In disposition Alexander bore little resemblance to his soft-hearted, liberal father, and still less to his refined, philosophic, sentimental, chivalrous, yet cunning great-uncle, emperor Alexander I of Russia, who could have been given the title of "the first gentleman of Europe". Although an enthusiastic amateur musician and patron of the ballet, Alexander was seen as lacking refinement and elegance. Indeed, he rather relished the idea of being of the same rough texture as some of his subjects. His straightforward, abrupt manner savoured sometimes of gruffness, while his direct, unadorned method of expressing himself harmonized well with his rough-hewn, immobile features and somewhat sluggish movements. His education was not such as to soften these peculiarities. More than six feet tall (about 1.9 m), he was also noted for his immense physical strength. A sebaceous cyst on the left side of his nose caused him to be mocked by some of his contemporaries, and he sat for photographs and portraits with the right side of his face most prominent.

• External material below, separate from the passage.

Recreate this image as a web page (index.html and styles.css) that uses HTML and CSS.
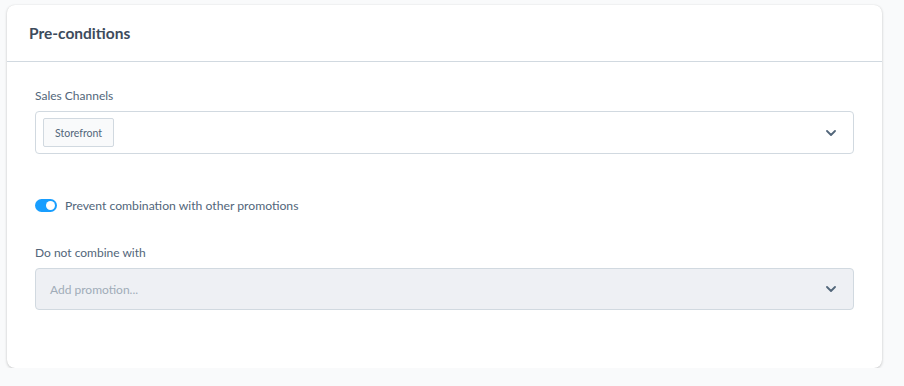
FILE: index.html
```html
<!DOCTYPE html>
<html lang="en">
<head>
  <meta charset="UTF-8" />
  <title>Pre-conditions</title>
  <link rel="stylesheet" href="styles.css">
</head>
<body>
  <div class="card">
    <div class="card-header">
      <h3>Pre-conditions</h3>
    </div>
    <div class="card-body">
      <!-- Sales channels -->
      <div class="field">
        <label>Sales Channels</label>
        <div class="select">
          <div class="select-values">
            <span class="chip">Storefront</span>
          </div>
          <svg class="chevron" width="10" height="6" viewBox="0 0 10 6"><path d="M1 1l4 4 4-4" fill="none" stroke="#52667a" stroke-width="1.8" stroke-linecap="round" stroke-linejoin="round"/></svg>
        </div>
      </div>

      <!-- Toggle -->
      <div class="switch-row">
        <span class="switch"><span class="knob"></span></span>
        <span class="switch-label">Prevent combination with other promotions</span>
      </div>

      <!-- Exclusions -->
      <div class="field">
        <label>Do not combine with</label>
        <div class="select disabled">
          <div class="select-values">
            <span class="placeholder">Add promotion...</span>
          </div>
          <svg class="chevron" width="10" height="6" viewBox="0 0 10 6"><path d="M1 1l4 4 4-4" fill="none" stroke="#52667a" stroke-width="1.8" stroke-linecap="round" stroke-linejoin="round"/></svg>
        </div>
      </div>
    </div>
  </div>
</body>
</html>
```
FILE: styles.css
```css
* { box-sizing: border-box; }
body {
  margin: 0;
  padding: 5px 22px 0 7px;
  font-family: Lato, "Noto Sans", sans-serif;
  background: #f9fafb;
  color: #52667a;
}

.card {
  background: #fff;
  border-radius: 8px;
  box-shadow: 0 1px 3px rgba(0, 0, 0, 0.2), 0 0 1px rgba(0, 0, 0, 0.1);
  height: 363px;
}

.card-header {
  height: 57px;
  border-bottom: 1px solid #d1d9e0;
  display: flex;
  align-items: center;
  padding: 0 22px;
}

.card-header h3 {
  margin: 0;
  font-size: 15.5px;
  font-weight: 700;
  color: #3d4b5c;
}

.card-body {
  padding: 25px 28px 0;
}

.field label {
  display: block;
  font-size: 12px;
  line-height: 18px;
  margin-bottom: 6px;
  color: #52667a;
}

.select {
  display: flex;
  align-items: center;
  height: 43px;
  border: 1px solid #d1d9e0;
  border-radius: 4px;
  padding: 0 7px;
  background: #fff;
}

.select-values {
  flex: 1;
  display: flex;
  align-items: center;
}

.chip {
  display: inline-flex;
  align-items: center;
  height: 29px;
  padding: 0 11px;
  border: 1px solid #d1d9e0;
  border-radius: 2px;
  background: #f9fafb;
  font-size: 10.5px;
  color: #52667a;
}

.chevron {
  margin-right: 10px;
}

.select.disabled {
  height: 42px;
  background: #eef0f4;
}

.placeholder {
  padding-left: 7px;
  font-size: 12px;
  color: #a0acb8;
}

.switch-row {
  display: flex;
  align-items: center;
  margin: 44px 0 32px;
  height: 14px;
}

.switch {
  position: relative;
  width: 22px;
  height: 13px;
  border-radius: 7px;
  background: #189eff;
  margin-right: 8px;
}

.switch .knob {
  position: absolute;
  right: 2px;
  top: 2px;
  width: 9px;
  height: 9px;
  border-radius: 50%;
  background: #fff;
}

.switch-label {
  font-size: 12.2px;
  color: #52667a;
}
```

An account from the memoirs of the artist Alexander Benois gives one impression of Alexander III:
After a performance of the ballet 'Tsar Kandavl' at the Mariinsky Theatre, I first caught sight of the Emperor. I was struck by the size of the man, and although cumbersome and heavy, he was still a mighty figure. There was indeed something of the muzhik [Russian peasant] about him. The look of his bright eyes made quite an impression on me. As he passed where I was standing, he raised his head for a second, and to this day I can remember what I felt as our eyes met. It was a look as cold as steel, in which there was something threatening, even frightening, and it struck me like a blow. The Tsar's gaze! The look of a man who stood above all others, but who carried a monstrous burden and who every minute had to fear for his life and the lives of those closest to him. In later years I came into contact with the Emperor on several occasions, and I felt not the slightest bit timid. In more ordinary cases Tsar Alexander III could be at once kind, simple, and even almost homely.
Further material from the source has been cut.